The Sharing Knife
- Beguilement (2006) and Legacy (2007). Passage (2008) and Horizon (2009). Knife Children (2019).
- Author: Lois McMaster Bujold
- Original title: The Wide Green World
- Cover artist: Julie Bell, Ron Miller
- Country: United States
- Language: English
- Genre: Fantasy
- Publisher: Eos (HarperCollins)
- Media type: Print, electronic
- No. of books: 5

= The Sharing Knife =

2006–2019 novel series by Lois McMaster Bujold

The Sharing Knife is a romance/fantasy series by American writer Lois McMaster Bujold, published in 2006–2019. The original story grew so long in the telling that it was split into two volumes: Beguilement (2006) and Legacy (2007).
Bujold then wrote a sequel, which was also divided, into Passage (2008) and Horizon (2009).
The original title of the sequel was The Wide Green World,
but Bujold and her publisher decided to make "Sharing Knife" the overall title, with the individual books given one-word subtitles and numbered 1–4. The fifth story in the series, a "short novel" titled Knife Children, was released as an electronic book on January 25, 2019.

== Background ==

Beguilement establishes a fictional space inspired by the part of North America Bujold grew up in: the country south of the Great Lakes. Recovery from a grand collapse of a prior high magical culture has brought population and technology back to roughly the state of the early 19th-century American frontier—minus gunpowder. The grand collapse is accounted for in terms of hubris, though not in technology but in spirit, for lack of a clearer term, with a caste of near-magical aristocrats all but wiped out in a series of wars with their spirit-eating creation and its hatchlings, termed malices or blight bogles.

A malice feeds on "life force" or, in the novel's terms, ground—which includes not only the internal order of living beings, but also the structural integrity of all matter, the emergent properties of form and function. It is able to mold man-like agents out of wild animals, called "mud-men", and to absorb the knowledge and skills of humans that it kills. A malice that emerges in areas away from humans is likely to become somewhat strange, consuming only animals. The role of the clans of Lakewalkers, descendants of the said near-magical aristocracy, is to patrol the lands around the Dead Lake (remnant of the several Great Lakes) and to kill newly hatched malices as early in their careers as may be. This they do with knives made from the thigh bones of their own dead, "primed" in the suicide of a mortally wounded or aged Lakewalker so that their death may be "shared" with the otherwise immortal malice. Hence the series title.
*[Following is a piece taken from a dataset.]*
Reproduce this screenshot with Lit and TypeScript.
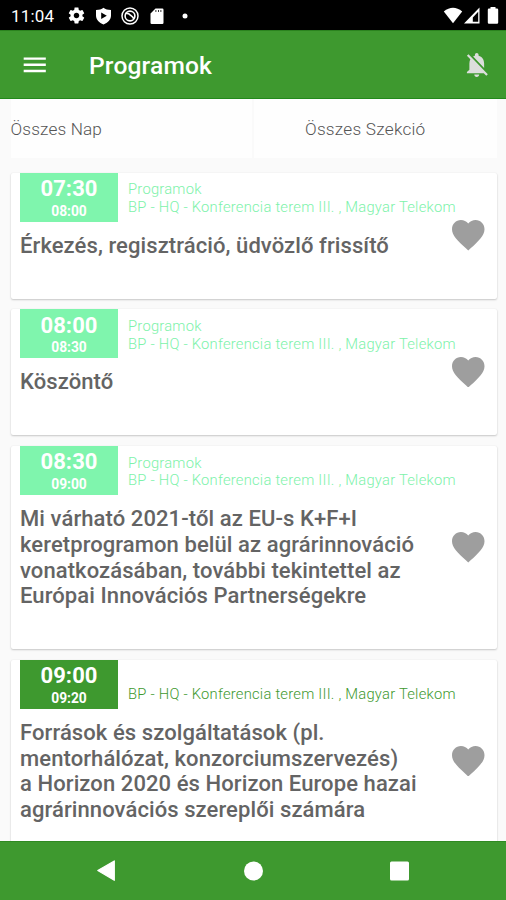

The Lakewalker caste's lifeway approximates Native Americans' hunter-gatherer-warrior nomadism after adoption of the horse, but differs by maintaining a single culture and language and an all-hinterland-spanning quasi-military order, the Patrol, which Lakewalker camps spend considerable resources to support. Southeast seacoast survivors from the commoner caste have been invited by them to re-settle the area south of the Dead Lake. Anyone not a Lakewalker is labeled a farmer. Farmers have little or none of the Lakewalkers' great talent and tool: "ground sense". With this, it is possible to detect and read details of all living things, as well as innate qualities of inanimate objects—the underlying truth of the world—to a distance varying with individual talent and training—including the presence of malices. In its absence, Farmers tend to take a jaundiced view of Lakewalkers' activities and abilities, and to discount the role of Lakewalkers in their own survival. Although both Farmers and Lakewalkers are human, and they speak the same language, there are physical differences. In addition to the Lakewalkers' ability to sense and manipulate ground, they are significantly taller than Farmers, and have a longer life-span.